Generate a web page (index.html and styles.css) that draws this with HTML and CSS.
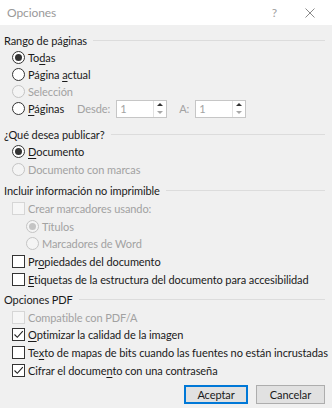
FILE: index.html
```html
<!DOCTYPE html>
<html lang="es">
<head>
    <meta charset="UTF-8">
    <meta name="viewport" content="width=device-width, initial-scale=1.0">
    <title>Opciones</title>
    <link rel="stylesheet" href="styles.css">
</head>
<body>
    <div class="dialog">
        <div class="titlebar">
            <span class="title">Opciones</span>
            <span class="help">?</span>
            <svg class="close" width="10" height="10" viewBox="0 0 10 10">
                <path d="M0.5 0.5 L9.5 9.5 M9.5 0.5 L0.5 9.5" stroke="#8a8a8a" stroke-width="1" fill="none"/>
            </svg>
        </div>

        <div class="content">
            <div class="section range">
                <div class="group-title">Rango de páginas</div>
                <div class="row"><span class="radio checked"></span><span>To<u>d</u>as</span></div>
                <div class="row"><span class="radio"></span><span>Página <u>a</u>ctual</span></div>
                <div class="row disabled"><span class="radio"></span><span>Selección</span></div>
                <div class="row">
                    <span class="radio"></span><span><u>P</u>áginas</span>
                    <span class="muted from">Desde:</span>
                    <span class="spin">
                        <span class="spin-value">1</span>
                        <span class="spin-arrows"><span class="arrow-up"></span><span class="arrow-down"></span></span>
                    </span>
                    <span class="muted to">A:</span>
                    <span class="spin">
                        <span class="spin-value">1</span>
                        <span class="spin-arrows"><span class="arrow-up"></span><span class="arrow-down"></span></span>
                    </span>
                </div>
            </div>

            <div class="section publish">
                <div class="group-title">¿Qué desea publicar?</div>
                <div class="row"><span class="radio checked"></span><span><u>D</u>ocumento</span></div>
                <div class="row disabled"><span class="radio"></span><span>Documento con marcas</span></div>
            </div>

            <div class="section extras">
                <div class="group-title">Incluir información no imprimible</div>
                <div class="row disabled"><span class="check"></span><span>Crear marcadores usando:</span></div>
                <div class="row sub disabled"><span class="radio checked"></span><span>Títulos</span></div>
                <div class="row sub disabled"><span class="radio"></span><span>Marcadores de Word</span></div>
                <div class="row"><span class="check"></span><span>Pr<u>o</u>piedades del documento</span></div>
                <div class="row"><span class="check"></span><span><u>E</u>tiquetas de la estructura del documento para accesibilidad</span></div>
            </div>

            <div class="section pdf">
                <div class="group-title">Opciones PDF</div>
                <div class="row disabled"><span class="check"></span><span>Compatible con PDF/A</span></div>
                <div class="row">
                    <span class="check"><svg width="11" height="11" viewBox="0 0 11 11"><path d="M1.5 5.5 L4.3 8.3 L9.8 2.2" stroke="#222" stroke-width="1.1" fill="none"/></svg></span>
                    <span><u>O</u>ptimizar la calidad de la imagen</span>
                </div>
                <div class="row"><span class="check"></span><span>Te<u>x</u>to de mapas de bits cuando las fuentes no están incrustadas</span></div>
                <div class="row">
                    <span class="check"><svg width="11" height="11" viewBox="0 0 11 11"><path d="M1.5 5.5 L4.3 8.3 L9.8 2.2" stroke="#222" stroke-width="1.1" fill="none"/></svg></span>
                    <span>Cifrar el docume<u>n</u>to con una contraseña</span>
                </div>
            </div>

            <div class="buttons">
                <button class="btn default">Aceptar</button>
                <button class="btn">Cancelar</button>
            </div>
        </div>
    </div>
</body>
</html>
```

FILE: styles.css
```css
body {
    margin: 0;
    font-family: Lato, 'Open Sans', sans-serif;
    font-size: 11px;
    letter-spacing: -0.08px;
    color: #1a1a1a;
    background-color: #f0f0f0;
}

.dialog {
    width: 332px;
    height: 408px;
    overflow: hidden;
    background-color: #f0f0f0;
}

.titlebar {
    height: 25px;
    background-color: #ffffff;
    display: flex;
    align-items: center;
    padding-left: 7px;
}

.title {
    color: #9a9a9a;
    font-size: 12px;
    flex: 1;
}

.help {
    color: #a0a0a0;
    font-size: 12px;
    margin-right: 28px;
}

.close {
    margin-right: 17px;
}

.content {
    padding: 6px 7px 0 4px;
}

.section.publish {
    margin-top: 8px;
}

.section.extras {
    margin-top: 3px;
}

.section.pdf {
    margin-top: 2px;
}

.group-title {
    display: flex;
    align-items: center;
    gap: 6px;
    height: 18px;
}

.group-title::after {
    content: "";
    flex: 1;
    height: 1px;
    background-color: #dcdcdc;
}

.row {
    display: flex;
    align-items: center;
    gap: 3px;
    height: 17.75px;
    padding-left: 8px;
    white-space: nowrap;
}

.range .row {
    height: 17px;
}

.row.sub {
    padding-left: 22px;
}

.row u {
    text-decoration-thickness: 1px;
    text-underline-offset: 2px;
}

.row.disabled {
    color: #a2a2a2;
}

.radio {
    width: 13px;
    height: 13px;
    box-sizing: border-box;
    border: 1px solid #333333;
    border-radius: 50%;
    background-color: #ffffff;
    display: flex;
    align-items: center;
    justify-content: center;
    flex-shrink: 0;
}

.radio.checked::after {
    content: "";
    width: 7px;
    height: 7px;
    border-radius: 50%;
    background-color: #333333;
}

.disabled .radio {
    border-color: #c4c4c4;
    background-color: #f4f4f4;
}

.disabled .radio.checked::after {
    background-color: #c4c4c4;
}

.check {
    width: 13px;
    height: 13px;
    box-sizing: border-box;
    border: 1px solid #333333;
    background-color: #ffffff;
    display: flex;
    align-items: center;
    justify-content: center;
    flex-shrink: 0;
}

.disabled .check {
    border-color: #d6d6d6;
    background-color: #f6f6f6;
}

.muted {
    color: #a2a2a2;
}

.from {
    margin-left: 10px;
}

.to {
    margin-left: 9px;
}

.spin {
    display: flex;
    width: 51px;
    height: 18px;
    box-sizing: border-box;
    border: 1px solid #c6c6c6;
    background-color: #ffffff;
    margin-left: 3px;
}

.spin-value {
    flex: 1;
    color: #a2a2a2;
    padding-left: 3px;
    line-height: 16px;
}

.spin-arrows {
    width: 12px;
    display: flex;
    flex-direction: column;
    border-left: 1px solid #e2e2e2;
}

.arrow-up,
.arrow-down {
    flex: 1;
    display: flex;
    align-items: center;
    justify-content: center;
}

.arrow-up::after {
    content: "";
    border-left: 3px solid transparent;
    border-right: 3px solid transparent;
    border-bottom: 3px solid #333333;
}

.arrow-down::after {
    content: "";
    border-left: 3px solid transparent;
    border-right: 3px solid transparent;
    border-top: 3px solid #a8a8a8;
}

.buttons {
    display: flex;
    justify-content: flex-end;
    gap: 8px;
    margin-top: 6px;
}

.btn {
    font-family: inherit;
    font-size: 11px;
    letter-spacing: -0.08px;
    color: #1a1a1a;
    height: 19px;
    padding: 0;
    background-color: #e1e1e1;
    border: 1px solid #adadad;
    width: 69px;
}

.btn.default {
    width: 64px;
    border: 2px solid #0078d7;
}
```
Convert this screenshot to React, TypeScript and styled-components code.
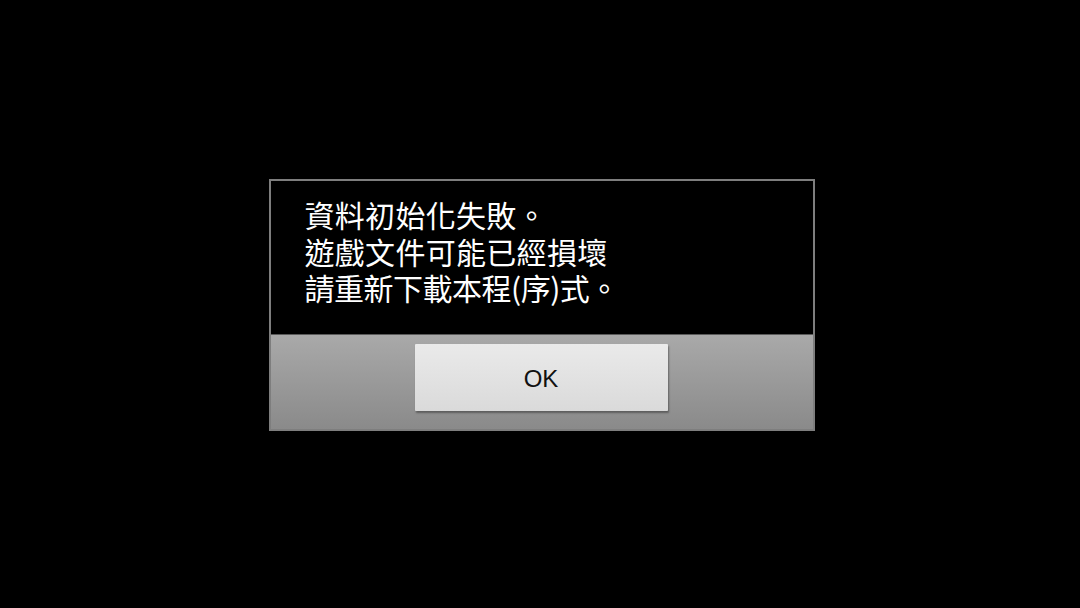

※ ※ ※

Restate the data above exactly, stripping out each image.

Generate a web page (index.html and styles.css) that draws this with HTML and CSS.
FILE: index.html
```html
<!DOCTYPE html>
<html lang="es">
<head>
    <meta charset="UTF-8">
    <meta name="viewport" content="width=device-width, initial-scale=1.0">
    <title>Opciones</title>
    <link rel="stylesheet" href="styles.css">
</head>
<body>
    <div class="dialog">
        <div class="titlebar">
            <span class="title">Opciones</span>
            <span class="help">?</span>
            <svg class="close" width="10" height="10" viewBox="0 0 10 10">
                <path d="M0.5 0.5 L9.5 9.5 M9.5 0.5 L0.5 9.5" stroke="#8a8a8a" stroke-width="1" fill="none"/>
            </svg>
        </div>

        <div class="content">
            <div class="section range">
                <div class="group-title">Rango de páginas</div>
                <div class="row"><span class="radio checked"></span><span>To<u>d</u>as</span></div>
                <div class="row"><span class="radio"></span><span>Página <u>a</u>ctual</span></div>
                <div class="row disabled"><span class="radio"></span><span>Selección</span></div>
                <div class="row">
                    <span class="radio"></span><span><u>P</u>áginas</span>
                    <span class="muted from">Desde:</span>
                    <span class="spin">
                        <span class="spin-value">1</span>
                        <span class="spin-arrows"><span class="arrow-up"></span><span class="arrow-down"></span></span>
                    </span>
                    <span class="muted to">A:</span>
                    <span class="spin">
                        <span class="spin-value">1</span>
                        <span class="spin-arrows"><span class="arrow-up"></span><span class="arrow-down"></span></span>
                    </span>
                </div>
            </div>

            <div class="section publish">
                <div class="group-title">¿Qué desea publicar?</div>
                <div class="row"><span class="radio checked"></span><span><u>D</u>ocumento</span></div>
                <div class="row disabled"><span class="radio"></span><span>Documento con marcas</span></div>
            </div>

            <div class="section extras">
                <div class="group-title">Incluir información no imprimible</div>
                <div class="row disabled"><span class="check"></span><span>Crear marcadores usando:</span></div>
                <div class="row sub disabled"><span class="radio checked"></span><span>Títulos</span></div>
                <div class="row sub disabled"><span class="radio"></span><span>Marcadores de Word</span></div>
                <div class="row"><span class="check"></span><span>Pr<u>o</u>piedades del documento</span></div>
                <div class="row"><span class="check"></span><span><u>E</u>tiquetas de la estructura del documento para accesibilidad</span></div>
            </div>

            <div class="section pdf">
                <div class="group-title">Opciones PDF</div>
                <div class="row disabled"><span class="check"></span><span>Compatible con PDF/A</span></div>
                <div class="row">
                    <span class="check"><svg width="11" height="11" viewBox="0 0 11 11"><path d="M1.5 5.5 L4.3 8.3 L9.8 2.2" stroke="#222" stroke-width="1.1" fill="none"/></svg></span>
                    <span><u>O</u>ptimizar la calidad de la imagen</span>
                </div>
                <div class="row"><span class="check"></span><span>Te<u>x</u>to de mapas de bits cuando las fuentes no están incrustadas</span></div>
                <div class="row">
                    <span class="check"><svg width="11" height="11" viewBox="0 0 11 11"><path d="M1.5 5.5 L4.3 8.3 L9.8 2.2" stroke="#222" stroke-width="1.1" fill="none"/></svg></span>
                    <span>Cifrar el docume<u>n</u>to con una contraseña</span>
                </div>
            </div>

            <div class="buttons">
                <button class="btn default">Aceptar</button>
                <button class="btn">Cancelar</button>
            </div>
        </div>
    </div>
</body>
</html>
```

FILE: styles.css
```css
body {
    margin: 0;
    font-family: Lato, 'Open Sans', sans-serif;
    font-size: 11px;
    letter-spacing: -0.08px;
    color: #1a1a1a;
    background-color: #f0f0f0;
}

.dialog {
    width: 332px;
    height: 408px;
    overflow: hidden;
    background-color: #f0f0f0;
}

.titlebar {
    height: 25px;
    background-color: #ffffff;
    display: flex;
    align-items: center;
    padding-left: 7px;
}

.title {
    color: #9a9a9a;
    font-size: 12px;
    flex: 1;
}

.help {
    color: #a0a0a0;
    font-size: 12px;
    margin-right: 28px;
}

.close {
    margin-right: 17px;
}

.content {
    padding: 6px 7px 0 4px;
}

.section.publish {
    margin-top: 8px;
}

.section.extras {
    margin-top: 3px;
}

.section.pdf {
    margin-top: 2px;
}

.group-title {
    display: flex;
    align-items: center;
    gap: 6px;
    height: 18px;
}

.group-title::after {
    content: "";
    flex: 1;
    height: 1px;
    background-color: #dcdcdc;
}

.row {
    display: flex;
    align-items: center;
    gap: 3px;
    height: 17.75px;
    padding-left: 8px;
    white-space: nowrap;
}

.range .row {
    height: 17px;
}

.row.sub {
    padding-left: 22px;
}

.row u {
    text-decoration-thickness: 1px;
    text-underline-offset: 2px;
}

.row.disabled {
    color: #a2a2a2;
}

.radio {
    width: 13px;
    height: 13px;
    box-sizing: border-box;
    border: 1px solid #333333;
    border-radius: 50%;
    background-color: #ffffff;
    display: flex;
    align-items: center;
    justify-content: center;
    flex-shrink: 0;
}

.radio.checked::after {
    content: "";
    width: 7px;
    height: 7px;
    border-radius: 50%;
    background-color: #333333;
}

.disabled .radio {
    border-color: #c4c4c4;
    background-color: #f4f4f4;
}

.disabled .radio.checked::after {
    background-color: #c4c4c4;
}

.check {
    width: 13px;
    height: 13px;
    box-sizing: border-box;
    border: 1px solid #333333;
    background-color: #ffffff;
    display: flex;
    align-items: center;
    justify-content: center;
    flex-shrink: 0;
}

.disabled .check {
    border-color: #d6d6d6;
    background-color: #f6f6f6;
}

.muted {
    color: #a2a2a2;
}

.from {
    margin-left: 10px;
}

.to {
    margin-left: 9px;
}

.spin {
    display: flex;
    width: 51px;
    height: 18px;
    box-sizing: border-box;
    border: 1px solid #c6c6c6;
    background-color: #ffffff;
    margin-left: 3px;
}

.spin-value {
    flex: 1;
    color: #a2a2a2;
    padding-left: 3px;
    line-height: 16px;
}

.spin-arrows {
    width: 12px;
    display: flex;
    flex-direction: column;
    border-left: 1px solid #e2e2e2;
}

.arrow-up,
.arrow-down {
    flex: 1;
    display: flex;
    align-items: center;
    justify-content: center;
}

.arrow-up::after {
    content: "";
    border-left: 3px solid transparent;
    border-right: 3px solid transparent;
    border-bottom: 3px solid #333333;
}

.arrow-down::after {
    content: "";
    border-left: 3px solid transparent;
    border-right: 3px solid transparent;
    border-top: 3px solid #a8a8a8;
}

.buttons {
    display: flex;
    justify-content: flex-end;
    gap: 8px;
    margin-top: 6px;
}

.btn {
    font-family: inherit;
    font-size: 11px;
    letter-spacing: -0.08px;
    color: #1a1a1a;
    height: 19px;
    padding: 0;
    background-color: #e1e1e1;
    border: 1px solid #adadad;
    width: 69px;
}

.btn.default {
    width: 64px;
    border: 2px solid #0078d7;
}
```
Convert this screenshot to React, TypeScript and styled-components code.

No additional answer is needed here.